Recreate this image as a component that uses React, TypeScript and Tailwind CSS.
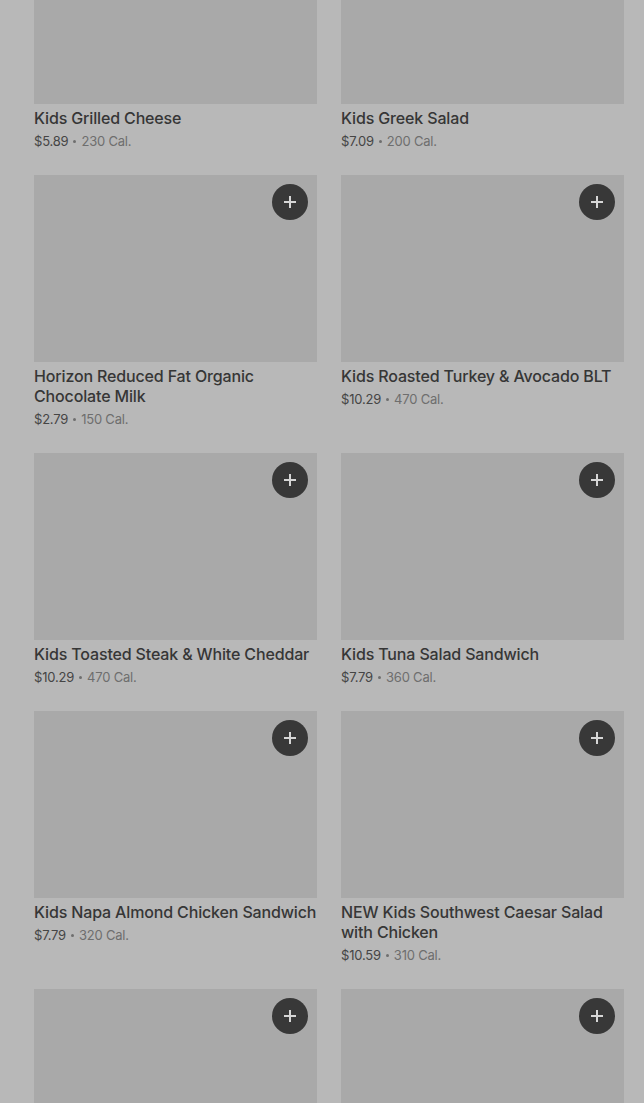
import React from 'react';

interface Item {
  name: string;
  price: string;
  cal: string;
}

const items: Item[] = [
  { name: 'Kids Grilled Cheese', price: '$5.89', cal: '230 Cal.' },
  { name: 'Kids Greek Salad', price: '$7.09', cal: '200 Cal.' },
  { name: 'Horizon Reduced Fat Organic Chocolate Milk', price: '$2.79', cal: '150 Cal.' },
  { name: 'Kids Roasted Turkey & Avocado BLT', price: '$10.29', cal: '470 Cal.' },
  { name: 'Kids Toasted Steak & White Cheddar', price: '$10.29', cal: '470 Cal.' },
  { name: 'Kids Tuna Salad Sandwich', price: '$7.79', cal: '360 Cal.' },
  { name: 'Kids Napa Almond Chicken Sandwich', price: '$7.79', cal: '320 Cal.' },
  { name: 'NEW Kids Southwest Caesar Salad with Chicken', price: '$10.59', cal: '310 Cal.' },
  { name: '', price: '', cal: '' },
  { name: '', price: '', cal: '' },
];

function AddButton() {
  return (
    <button className="absolute top-[9px] right-[9px] w-9 h-9 rounded-full bg-[#383838] flex items-center justify-center">
      <svg width="14" height="14" viewBox="0 0 14 14" fill="none">
        <path d="M7 1v12M1 7h12" stroke="#d6d6d6" strokeWidth="2" />
      </svg>
    </button>
  );
}

function MenuCard({ item, first }: { item: Item; first: boolean }) {
  return (
    <div className="flex flex-col">
      <div className="relative h-[187px] bg-[#a9a9a9]">{!first && <AddButton />}</div>
      {item.name && (
        <>
          <div className="mt-1 text-[16px] leading-5 font-medium tracking-[-0.15px] text-[#363636]">
            {item.name}
          </div>
          <div className="mt-1 flex items-center text-[13px] leading-[18px] tracking-[-0.2px] text-[#6e6e6e]">
            <span className="text-[#454545]">{item.price}</span>
            <span className="mx-[5px] w-[3px] h-[3px] rounded-full bg-[#6e6e6e]" />
            <span>{item.cal}</span>
          </div>
        </>
      )}
    </div>
  );
}

export default function App() {
  return (
    <div
      className="h-[1103px] overflow-hidden bg-[#b8b8b8]"
      style={{ fontFamily: 'Inter, "Noto Sans", sans-serif' }}
    >
      <div className="mt-[-83px] pl-[34px] pr-[20px] grid grid-cols-2 gap-x-6 gap-y-[25px]">
        {items.map((item, i) => (
          <MenuCard key={i} item={item} first={i < 2} />
        ))}
      </div>
    </div>
  );
}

^^^^^^^^

WHAT THE TASK REQUIRES >>
Pictures in the data above should not be copied; transcribe everything else exactly.

RESPONSE BELOW >>
Recreate this image as a component that uses React, TypeScript and Tailwind CSS.
import React from 'react';

interface Item {
  name: string;
  price: string;
  cal: string;
}

const items: Item[] = [
  { name: 'Kids Grilled Cheese', price: '$5.89', cal: '230 Cal.' },
  { name: 'Kids Greek Salad', price: '$7.09', cal: '200 Cal.' },
  { name: 'Horizon Reduced Fat Organic Chocolate Milk', price: '$2.79', cal: '150 Cal.' },
  { name: 'Kids Roasted Turkey & Avocado BLT', price: '$10.29', cal: '470 Cal.' },
  { name: 'Kids Toasted Steak & White Cheddar', price: '$10.29', cal: '470 Cal.' },
  { name: 'Kids Tuna Salad Sandwich', price: '$7.79', cal: '360 Cal.' },
  { name: 'Kids Napa Almond Chicken Sandwich', price: '$7.79', cal: '320 Cal.' },
  { name: 'NEW Kids Southwest Caesar Salad with Chicken', price: '$10.59', cal: '310 Cal.' },
  { name: '', price: '', cal: '' },
  { name: '', price: '', cal: '' },
];

function AddButton() {
  return (
    <button className="absolute top-[9px] right-[9px] w-9 h-9 rounded-full bg-[#383838] flex items-center justify-center">
      <svg width="14" height="14" viewBox="0 0 14 14" fill="none">
        <path d="M7 1v12M1 7h12" stroke="#d6d6d6" strokeWidth="2" />
      </svg>
    </button>
  );
}

function MenuCard({ item, first }: { item: Item; first: boolean }) {
  return (
    <div className="flex flex-col">
      <div className="relative h-[187px] bg-[#a9a9a9]">{!first && <AddButton />}</div>
      {item.name && (
        <>
          <div className="mt-1 text-[16px] leading-5 font-medium tracking-[-0.15px] text-[#363636]">
            {item.name}
          </div>
          <div className="mt-1 flex items-center text-[13px] leading-[18px] tracking-[-0.2px] text-[#6e6e6e]">
            <span className="text-[#454545]">{item.price}</span>
            <span className="mx-[5px] w-[3px] h-[3px] rounded-full bg-[#6e6e6e]" />
            <span>{item.cal}</span>
          </div>
        </>
      )}
    </div>
  );
}

export default function App() {
  return (
    <div
      className="h-[1103px] overflow-hidden bg-[#b8b8b8]"
      style={{ fontFamily: 'Inter, "Noto Sans", sans-serif' }}
    >
      <div className="mt-[-83px] pl-[34px] pr-[20px] grid grid-cols-2 gap-x-6 gap-y-[25px]">
        {items.map((item, i) => (
          <MenuCard key={i} item={item} first={i < 2} />
        ))}
      </div>
    </div>
  );
}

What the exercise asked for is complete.